Prat era un hombre de letras, fino, culto y respetuoso de las instituciones democráticas alcanzadas por Chile hasta esos años de nuestra historia. Poco antes de la guerra, se había graduado de abogado, y como lo revelan varias de las cartas que envió a su esposa Carmela Carvajal durante la guerra, su proyecto de vida era abandonar las armas para ejercer la abogacía. Su espíritu era no sólo el de un excelso patriota, sino el de un verdadero demócrata. Por lo menos, dos hechos lo revelan. Primero, su tesis de titulación se refería al sistema electoral chileno del cual, incluso, insinúa su perfeccionamiento.

Segundo, el día de su examen de grado, antes de entrar al aula universitaria en que lo esperaban sus examinadores, se desprendió del cinturón que sostenía su espada envainada, y lo colgó en el vestíbulo. ¡Qué muestra más grande de respeto hacia el poder civil, el saber y la cultura!
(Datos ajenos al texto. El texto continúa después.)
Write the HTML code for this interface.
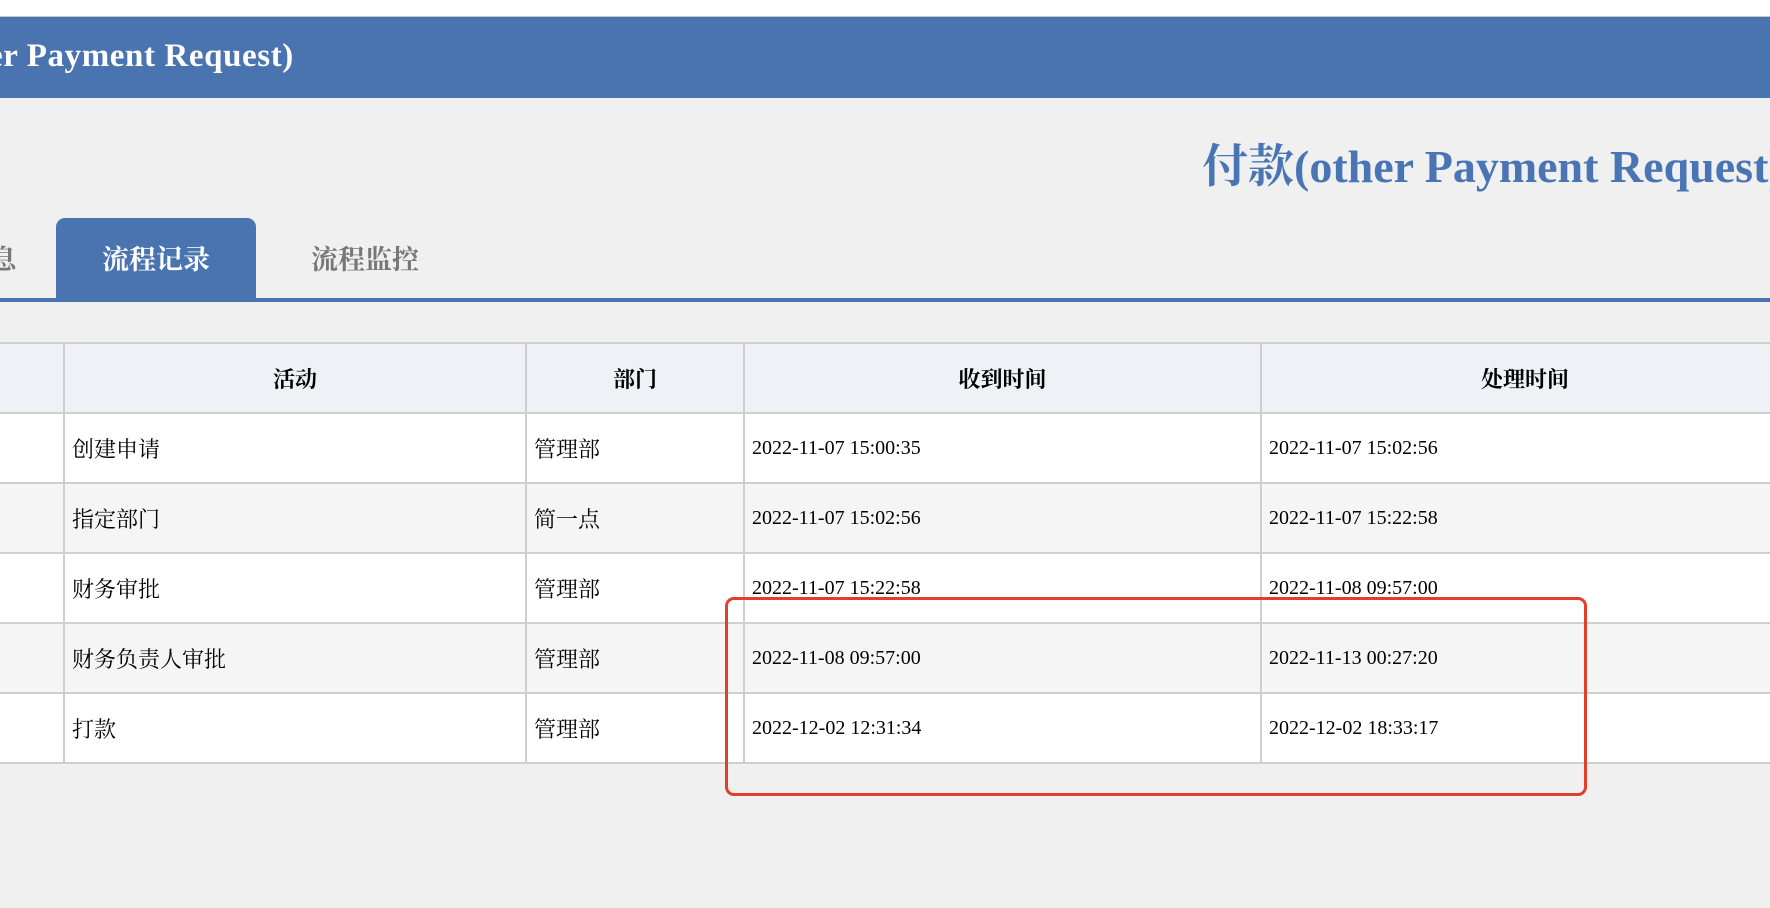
<!DOCTYPE html>
<html><head><meta charset="utf-8"><style>
body{margin:0;width:1770px;height:908px;background:#f0f0f0;overflow:hidden;position:relative;font-family:"Liberation Serif","Noto Serif CJK SC",serif;}
.top{position:absolute;left:0;top:0;width:1770px;height:16px;background:#fff;border-bottom:2px solid #c8c8c8}
.bar{position:absolute;left:0;top:17px;width:1770px;height:81px;background:#4a74b0}
.bar span{position:absolute;left:-12px;top:21px;color:#fff;font-size:33px;font-weight:bold;letter-spacing:0.6px;white-space:nowrap}
.title{position:absolute;left:1202px;top:130px;color:#4a75b4;font-size:46px;font-weight:bold;white-space:nowrap}
.tab{position:absolute;top:218px;height:81px;font-size:27px;font-weight:bold;line-height:84px;text-align:center}
.t1{left:56px;width:200px;background:#4a74b0;color:#fff;border-radius:9px 9px 0 0}
.t2{left:290px;width:150px;color:#777}
.t0{left:-12px;width:30px;color:#777}
.line{position:absolute;left:0;top:298px;width:1770px;height:4px;background:#4a74b0}
table{position:absolute;left:-10px;top:342px;border-collapse:collapse;width:1800px}
td{border:2px solid #cfcfcf;height:68px;font-size:22px;padding:0 7px;white-space:nowrap}
tr.h td{background:#eef2f6;text-align:center;font-weight:bold}
tr:nth-child(odd):not(.h) td{background:#f5f5f5}
tr:nth-child(even) td{background:#fff}
td.d{font-size:20px}
.red{position:absolute;left:725px;top:597px;width:856px;height:193px;border:3.5px solid #e0402a;border-radius:9px}
</style></head><body>
<div class="top"></div>
<div class="bar"><span>er Payment Request)</span></div>
<div class="title">付款(other Payment Request)</div>
<div class="tab t0">息</div>
<div class="tab t1">流程记录</div>
<div class="tab t2">流程监控</div>
<div class="line"></div>
<table>
<colgroup><col style="width:73px"><col style="width:462px"><col style="width:218px"><col style="width:517px"><col></colgroup>
<tr class="h"><td></td><td>活动</td><td>部门</td><td>收到时间</td><td>处理时间</td></tr>
<tr><td></td><td>创建申请</td><td>管理部</td><td class="d">2022-11-07 15:00:35</td><td class="d">2022-11-07 15:02:56</td></tr>
<tr><td></td><td>指定部门</td><td>简一点</td><td class="d">2022-11-07 15:02:56</td><td class="d">2022-11-07 15:22:58</td></tr>
<tr><td></td><td>财务审批</td><td>管理部</td><td class="d">2022-11-07 15:22:58</td><td class="d">2022-11-08 09:57:00</td></tr>
<tr><td></td><td>财务负责人审批</td><td>管理部</td><td class="d">2022-11-08 09:57:00</td><td class="d">2022-11-13 00:27:20</td></tr>
<tr><td></td><td>打款</td><td>管理部</td><td class="d">2022-12-02 12:31:34</td><td class="d">2022-12-02 18:33:17</td></tr>
</table>
<div class="red"></div>
</body></html>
En fin, es imposible poner en duda que Prat jamás se hubiese sumado a la traicionera y antipatriótica conjura que derribó al gobierno constitucional de Balmaceda.

En esta fecha, entender el origen político y las reales circunstancias históricas que llevaron a tres países hermanos a desangrarse, así como también aquilatar con la mayor exactitud la personalidad y los ideales civil-democráticos de Prat, es la mejor forma de homenajearlo.